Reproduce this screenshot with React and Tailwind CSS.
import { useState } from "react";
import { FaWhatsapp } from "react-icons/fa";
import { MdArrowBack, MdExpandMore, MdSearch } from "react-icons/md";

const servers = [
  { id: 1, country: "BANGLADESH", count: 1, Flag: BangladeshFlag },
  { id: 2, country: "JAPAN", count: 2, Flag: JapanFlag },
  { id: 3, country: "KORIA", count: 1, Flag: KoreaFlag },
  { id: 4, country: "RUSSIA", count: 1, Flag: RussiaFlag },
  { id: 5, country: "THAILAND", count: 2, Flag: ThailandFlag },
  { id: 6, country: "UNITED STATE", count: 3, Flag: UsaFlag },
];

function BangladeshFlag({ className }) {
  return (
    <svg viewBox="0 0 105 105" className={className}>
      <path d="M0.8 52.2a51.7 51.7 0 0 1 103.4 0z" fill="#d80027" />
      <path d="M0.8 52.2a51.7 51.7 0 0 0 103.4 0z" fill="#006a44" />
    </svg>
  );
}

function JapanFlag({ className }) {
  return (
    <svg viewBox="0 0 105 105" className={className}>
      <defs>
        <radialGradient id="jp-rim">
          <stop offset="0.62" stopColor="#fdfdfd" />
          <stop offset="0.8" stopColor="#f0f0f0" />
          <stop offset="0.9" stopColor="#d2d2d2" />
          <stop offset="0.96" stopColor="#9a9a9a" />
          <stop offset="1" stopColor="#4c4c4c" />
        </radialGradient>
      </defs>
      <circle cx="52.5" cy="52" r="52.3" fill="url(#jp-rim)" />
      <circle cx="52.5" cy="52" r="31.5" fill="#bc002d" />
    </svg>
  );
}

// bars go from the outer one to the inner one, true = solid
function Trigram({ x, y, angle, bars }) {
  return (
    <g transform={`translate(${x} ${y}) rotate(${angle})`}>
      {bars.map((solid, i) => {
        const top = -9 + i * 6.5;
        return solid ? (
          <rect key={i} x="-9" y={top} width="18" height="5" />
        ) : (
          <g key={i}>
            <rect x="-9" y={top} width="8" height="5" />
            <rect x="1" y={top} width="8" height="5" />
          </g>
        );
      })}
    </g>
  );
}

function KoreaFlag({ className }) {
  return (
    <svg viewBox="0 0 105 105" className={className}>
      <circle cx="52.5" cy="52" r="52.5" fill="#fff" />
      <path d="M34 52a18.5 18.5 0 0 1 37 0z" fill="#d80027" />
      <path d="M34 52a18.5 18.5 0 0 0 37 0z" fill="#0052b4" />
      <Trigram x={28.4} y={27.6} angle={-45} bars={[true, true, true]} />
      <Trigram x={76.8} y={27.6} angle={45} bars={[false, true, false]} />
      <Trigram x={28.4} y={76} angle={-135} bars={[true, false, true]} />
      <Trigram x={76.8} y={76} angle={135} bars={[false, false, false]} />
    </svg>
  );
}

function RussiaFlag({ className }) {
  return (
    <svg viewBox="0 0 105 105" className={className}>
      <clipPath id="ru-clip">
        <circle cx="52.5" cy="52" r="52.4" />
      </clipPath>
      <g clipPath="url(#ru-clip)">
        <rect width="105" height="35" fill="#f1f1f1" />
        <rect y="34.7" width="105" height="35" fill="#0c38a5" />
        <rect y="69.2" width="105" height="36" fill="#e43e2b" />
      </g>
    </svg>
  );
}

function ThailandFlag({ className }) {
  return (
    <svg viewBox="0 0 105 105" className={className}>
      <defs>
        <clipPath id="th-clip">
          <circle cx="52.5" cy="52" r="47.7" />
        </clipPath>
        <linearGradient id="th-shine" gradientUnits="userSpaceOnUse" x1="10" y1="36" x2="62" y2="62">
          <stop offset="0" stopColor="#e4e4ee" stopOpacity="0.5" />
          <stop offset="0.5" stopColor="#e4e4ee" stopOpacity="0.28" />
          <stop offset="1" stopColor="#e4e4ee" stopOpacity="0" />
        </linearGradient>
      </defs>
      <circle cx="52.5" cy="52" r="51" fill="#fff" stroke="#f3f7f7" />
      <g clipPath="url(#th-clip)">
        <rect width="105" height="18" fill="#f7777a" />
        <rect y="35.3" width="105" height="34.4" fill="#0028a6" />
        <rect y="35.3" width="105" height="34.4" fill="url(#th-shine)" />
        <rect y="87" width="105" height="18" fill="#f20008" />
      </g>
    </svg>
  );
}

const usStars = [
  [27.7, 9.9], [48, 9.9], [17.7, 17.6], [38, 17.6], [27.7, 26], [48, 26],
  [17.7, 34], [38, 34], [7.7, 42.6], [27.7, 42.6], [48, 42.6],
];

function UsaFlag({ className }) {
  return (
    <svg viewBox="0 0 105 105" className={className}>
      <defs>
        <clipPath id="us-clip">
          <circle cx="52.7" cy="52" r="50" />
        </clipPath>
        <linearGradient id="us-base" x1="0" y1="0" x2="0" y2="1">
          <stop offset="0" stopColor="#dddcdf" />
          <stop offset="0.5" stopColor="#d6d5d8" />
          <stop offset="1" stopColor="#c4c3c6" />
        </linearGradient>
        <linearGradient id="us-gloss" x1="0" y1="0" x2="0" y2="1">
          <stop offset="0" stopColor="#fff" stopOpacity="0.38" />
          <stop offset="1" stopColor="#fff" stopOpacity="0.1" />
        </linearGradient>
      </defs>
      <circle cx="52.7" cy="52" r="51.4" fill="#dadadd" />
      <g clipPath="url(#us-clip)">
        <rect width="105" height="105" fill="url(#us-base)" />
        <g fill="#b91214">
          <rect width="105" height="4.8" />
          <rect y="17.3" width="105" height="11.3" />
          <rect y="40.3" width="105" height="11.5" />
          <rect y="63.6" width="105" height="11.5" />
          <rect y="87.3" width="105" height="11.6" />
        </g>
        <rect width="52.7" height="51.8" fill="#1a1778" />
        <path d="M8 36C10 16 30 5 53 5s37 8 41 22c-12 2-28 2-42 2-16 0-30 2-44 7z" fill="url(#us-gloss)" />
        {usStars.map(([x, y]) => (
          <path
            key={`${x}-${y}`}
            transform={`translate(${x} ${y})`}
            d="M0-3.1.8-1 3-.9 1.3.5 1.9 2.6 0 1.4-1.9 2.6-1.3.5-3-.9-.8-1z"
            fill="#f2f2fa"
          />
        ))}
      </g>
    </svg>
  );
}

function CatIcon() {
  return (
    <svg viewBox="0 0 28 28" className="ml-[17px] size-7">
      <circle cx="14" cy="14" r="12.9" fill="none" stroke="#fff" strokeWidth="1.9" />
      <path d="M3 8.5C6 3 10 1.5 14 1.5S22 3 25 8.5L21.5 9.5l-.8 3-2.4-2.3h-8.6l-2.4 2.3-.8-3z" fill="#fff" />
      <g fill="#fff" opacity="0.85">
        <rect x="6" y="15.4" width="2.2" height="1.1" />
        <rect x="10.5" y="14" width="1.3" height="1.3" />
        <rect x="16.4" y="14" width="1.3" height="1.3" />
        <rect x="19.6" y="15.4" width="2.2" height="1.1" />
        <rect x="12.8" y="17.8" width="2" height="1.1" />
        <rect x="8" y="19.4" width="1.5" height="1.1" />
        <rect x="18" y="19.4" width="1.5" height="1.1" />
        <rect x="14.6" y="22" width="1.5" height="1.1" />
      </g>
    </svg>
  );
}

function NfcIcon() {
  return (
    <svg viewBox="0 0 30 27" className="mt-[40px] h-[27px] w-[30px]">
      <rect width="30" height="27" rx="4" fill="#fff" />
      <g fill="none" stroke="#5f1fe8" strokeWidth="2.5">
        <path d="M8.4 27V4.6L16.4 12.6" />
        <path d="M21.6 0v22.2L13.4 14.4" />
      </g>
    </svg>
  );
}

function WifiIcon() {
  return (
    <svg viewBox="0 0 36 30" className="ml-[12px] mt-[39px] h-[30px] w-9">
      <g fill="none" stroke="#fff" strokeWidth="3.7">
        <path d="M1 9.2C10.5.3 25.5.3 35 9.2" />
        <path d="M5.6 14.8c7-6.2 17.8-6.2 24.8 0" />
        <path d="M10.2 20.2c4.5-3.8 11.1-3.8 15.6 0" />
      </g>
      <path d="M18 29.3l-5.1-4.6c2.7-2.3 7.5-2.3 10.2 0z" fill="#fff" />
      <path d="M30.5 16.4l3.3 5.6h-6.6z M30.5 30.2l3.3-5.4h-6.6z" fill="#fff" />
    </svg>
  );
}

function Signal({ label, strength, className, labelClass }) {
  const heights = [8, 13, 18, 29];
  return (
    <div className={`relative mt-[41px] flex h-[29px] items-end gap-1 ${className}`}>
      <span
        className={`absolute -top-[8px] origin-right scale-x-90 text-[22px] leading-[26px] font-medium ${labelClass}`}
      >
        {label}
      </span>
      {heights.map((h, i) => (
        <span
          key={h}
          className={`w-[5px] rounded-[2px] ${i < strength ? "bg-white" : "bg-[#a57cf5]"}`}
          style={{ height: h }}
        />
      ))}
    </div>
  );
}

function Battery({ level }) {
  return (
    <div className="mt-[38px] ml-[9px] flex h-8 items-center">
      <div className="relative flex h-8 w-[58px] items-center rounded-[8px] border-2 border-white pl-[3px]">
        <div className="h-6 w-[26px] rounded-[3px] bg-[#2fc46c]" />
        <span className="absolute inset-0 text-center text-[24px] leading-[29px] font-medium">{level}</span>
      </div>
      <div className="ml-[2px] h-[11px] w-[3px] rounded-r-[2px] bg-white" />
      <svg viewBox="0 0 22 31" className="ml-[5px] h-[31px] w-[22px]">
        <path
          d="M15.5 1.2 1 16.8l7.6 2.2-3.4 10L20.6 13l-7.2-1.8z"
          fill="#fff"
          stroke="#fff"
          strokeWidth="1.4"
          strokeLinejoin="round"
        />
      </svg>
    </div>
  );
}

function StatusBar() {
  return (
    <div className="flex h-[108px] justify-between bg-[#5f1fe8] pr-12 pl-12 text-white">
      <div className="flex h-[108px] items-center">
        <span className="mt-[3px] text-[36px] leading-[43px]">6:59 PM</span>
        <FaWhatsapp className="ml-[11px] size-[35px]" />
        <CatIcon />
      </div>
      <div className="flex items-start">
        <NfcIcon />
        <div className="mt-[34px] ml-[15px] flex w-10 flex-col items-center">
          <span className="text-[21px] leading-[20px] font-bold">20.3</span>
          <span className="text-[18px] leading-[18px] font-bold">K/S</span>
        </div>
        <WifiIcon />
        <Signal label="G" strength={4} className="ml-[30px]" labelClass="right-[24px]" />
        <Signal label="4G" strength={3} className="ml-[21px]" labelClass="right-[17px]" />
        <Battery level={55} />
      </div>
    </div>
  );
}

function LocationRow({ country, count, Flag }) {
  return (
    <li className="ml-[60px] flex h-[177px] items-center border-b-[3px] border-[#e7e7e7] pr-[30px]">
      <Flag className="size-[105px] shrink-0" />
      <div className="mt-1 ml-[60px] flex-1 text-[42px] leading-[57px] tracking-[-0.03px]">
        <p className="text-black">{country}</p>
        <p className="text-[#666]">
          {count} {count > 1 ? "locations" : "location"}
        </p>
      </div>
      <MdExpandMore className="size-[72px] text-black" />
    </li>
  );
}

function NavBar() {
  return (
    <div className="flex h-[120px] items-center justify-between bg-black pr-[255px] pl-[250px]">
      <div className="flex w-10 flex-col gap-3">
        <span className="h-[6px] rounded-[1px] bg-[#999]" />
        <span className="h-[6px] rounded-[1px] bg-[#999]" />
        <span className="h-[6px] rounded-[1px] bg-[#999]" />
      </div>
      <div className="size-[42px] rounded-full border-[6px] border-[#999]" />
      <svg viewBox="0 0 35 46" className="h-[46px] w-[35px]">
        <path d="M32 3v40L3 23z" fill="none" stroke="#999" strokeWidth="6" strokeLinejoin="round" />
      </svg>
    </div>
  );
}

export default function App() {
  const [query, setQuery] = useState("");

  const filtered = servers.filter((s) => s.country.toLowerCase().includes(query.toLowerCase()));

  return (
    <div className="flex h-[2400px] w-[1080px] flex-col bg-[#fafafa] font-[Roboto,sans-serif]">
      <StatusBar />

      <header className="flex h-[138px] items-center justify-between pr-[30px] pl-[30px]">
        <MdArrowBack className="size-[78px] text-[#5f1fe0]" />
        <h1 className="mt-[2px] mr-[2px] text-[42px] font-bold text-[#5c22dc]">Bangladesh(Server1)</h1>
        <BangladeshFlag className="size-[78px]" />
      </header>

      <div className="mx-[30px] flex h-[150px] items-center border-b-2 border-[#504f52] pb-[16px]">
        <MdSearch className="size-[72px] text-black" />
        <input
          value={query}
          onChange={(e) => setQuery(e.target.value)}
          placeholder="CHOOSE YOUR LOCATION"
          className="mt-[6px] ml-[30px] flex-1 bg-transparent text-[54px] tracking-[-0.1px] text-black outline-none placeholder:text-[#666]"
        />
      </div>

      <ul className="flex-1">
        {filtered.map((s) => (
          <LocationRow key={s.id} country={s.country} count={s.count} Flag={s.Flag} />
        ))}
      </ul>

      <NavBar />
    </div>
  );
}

********

Work required: Repeat exactly, please, each line from the beginning of the data through the line with "MdArrowBack, MdExpandMore, MdSearch" in it, and only those lines.

Task solution:
Reproduce this screenshot with React and Tailwind CSS.
import { useState } from "react";
import { FaWhatsapp } from "react-icons/fa";
import { MdArrowBack, MdExpandMore, MdSearch } from "react-icons/md";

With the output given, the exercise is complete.